-------- DATA SHOWN --------

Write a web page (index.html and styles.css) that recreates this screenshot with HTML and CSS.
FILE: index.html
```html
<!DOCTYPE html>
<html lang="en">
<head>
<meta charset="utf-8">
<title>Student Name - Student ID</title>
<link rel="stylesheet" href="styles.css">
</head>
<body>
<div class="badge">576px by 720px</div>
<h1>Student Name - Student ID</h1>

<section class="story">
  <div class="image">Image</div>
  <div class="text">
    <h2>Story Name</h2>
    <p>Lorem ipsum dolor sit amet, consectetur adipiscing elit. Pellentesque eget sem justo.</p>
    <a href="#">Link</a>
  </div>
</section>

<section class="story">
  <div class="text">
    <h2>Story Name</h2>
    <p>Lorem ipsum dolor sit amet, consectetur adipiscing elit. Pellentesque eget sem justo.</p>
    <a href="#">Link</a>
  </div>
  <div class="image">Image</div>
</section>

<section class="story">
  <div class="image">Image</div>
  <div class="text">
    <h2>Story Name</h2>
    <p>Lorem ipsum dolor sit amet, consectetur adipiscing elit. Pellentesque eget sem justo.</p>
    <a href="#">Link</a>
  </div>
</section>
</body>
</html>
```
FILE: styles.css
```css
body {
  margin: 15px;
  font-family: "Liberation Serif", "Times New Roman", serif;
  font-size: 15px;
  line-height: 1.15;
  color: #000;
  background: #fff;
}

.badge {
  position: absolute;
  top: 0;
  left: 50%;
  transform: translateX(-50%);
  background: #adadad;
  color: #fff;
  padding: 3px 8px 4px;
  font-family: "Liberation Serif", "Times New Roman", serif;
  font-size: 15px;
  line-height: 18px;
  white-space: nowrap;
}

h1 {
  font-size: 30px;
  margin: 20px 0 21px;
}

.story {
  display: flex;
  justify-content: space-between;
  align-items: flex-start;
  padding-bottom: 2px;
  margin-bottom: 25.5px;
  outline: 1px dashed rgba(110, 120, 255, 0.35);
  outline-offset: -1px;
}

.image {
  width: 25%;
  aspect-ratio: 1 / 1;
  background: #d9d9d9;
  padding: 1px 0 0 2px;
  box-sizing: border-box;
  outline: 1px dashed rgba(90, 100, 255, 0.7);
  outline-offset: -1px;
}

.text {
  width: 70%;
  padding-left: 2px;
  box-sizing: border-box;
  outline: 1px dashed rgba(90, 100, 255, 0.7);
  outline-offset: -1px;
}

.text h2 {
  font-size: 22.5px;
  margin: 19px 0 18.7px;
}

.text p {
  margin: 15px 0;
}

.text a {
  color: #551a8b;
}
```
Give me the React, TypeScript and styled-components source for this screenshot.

--------

◆ **GOAL**:
Generate an exact reproduction of all entries.

◆ **FINAL RESULT**:
Write a web page (index.html and styles.css) that recreates this screenshot with HTML and CSS.
FILE: index.html
```html
<!DOCTYPE html>
<html lang="en">
<head>
<meta charset="utf-8">
<title>Student Name - Student ID</title>
<link rel="stylesheet" href="styles.css">
</head>
<body>
<div class="badge">576px by 720px</div>
<h1>Student Name - Student ID</h1>

<section class="story">
  <div class="image">Image</div>
  <div class="text">
    <h2>Story Name</h2>
    <p>Lorem ipsum dolor sit amet, consectetur adipiscing elit. Pellentesque eget sem justo.</p>
    <a href="#">Link</a>
  </div>
</section>

<section class="story">
  <div class="text">
    <h2>Story Name</h2>
    <p>Lorem ipsum dolor sit amet, consectetur adipiscing elit. Pellentesque eget sem justo.</p>
    <a href="#">Link</a>
  </div>
  <div class="image">Image</div>
</section>

<section class="story">
  <div class="image">Image</div>
  <div class="text">
    <h2>Story Name</h2>
    <p>Lorem ipsum dolor sit amet, consectetur adipiscing elit. Pellentesque eget sem justo.</p>
    <a href="#">Link</a>
  </div>
</section>
</body>
</html>
```
FILE: styles.css
```css
body {
  margin: 15px;
  font-family: "Liberation Serif", "Times New Roman", serif;
  font-size: 15px;
  line-height: 1.15;
  color: #000;
  background: #fff;
}

.badge {
  position: absolute;
  top: 0;
  left: 50%;
  transform: translateX(-50%);
  background: #adadad;
  color: #fff;
  padding: 3px 8px 4px;
  font-family: "Liberation Serif", "Times New Roman", serif;
  font-size: 15px;
  line-height: 18px;
  white-space: nowrap;
}

h1 {
  font-size: 30px;
  margin: 20px 0 21px;
}

.story {
  display: flex;
  justify-content: space-between;
  align-items: flex-start;
  padding-bottom: 2px;
  margin-bottom: 25.5px;
  outline: 1px dashed rgba(110, 120, 255, 0.35);
  outline-offset: -1px;
}

.image {
  width: 25%;
  aspect-ratio: 1 / 1;
  background: #d9d9d9;
  padding: 1px 0 0 2px;
  box-sizing: border-box;
  outline: 1px dashed rgba(90, 100, 255, 0.7);
  outline-offset: -1px;
}

.text {
  width: 70%;
  padding-left: 2px;
  box-sizing: border-box;
  outline: 1px dashed rgba(90, 100, 255, 0.7);
  outline-offset: -1px;
}

.text h2 {
  font-size: 22.5px;
  margin: 19px 0 18.7px;
}

.text p {
  margin: 15px 0;
}

.text a {
  color: #551a8b;
}
```
Give me the React, TypeScript and styled-components source for this screenshot.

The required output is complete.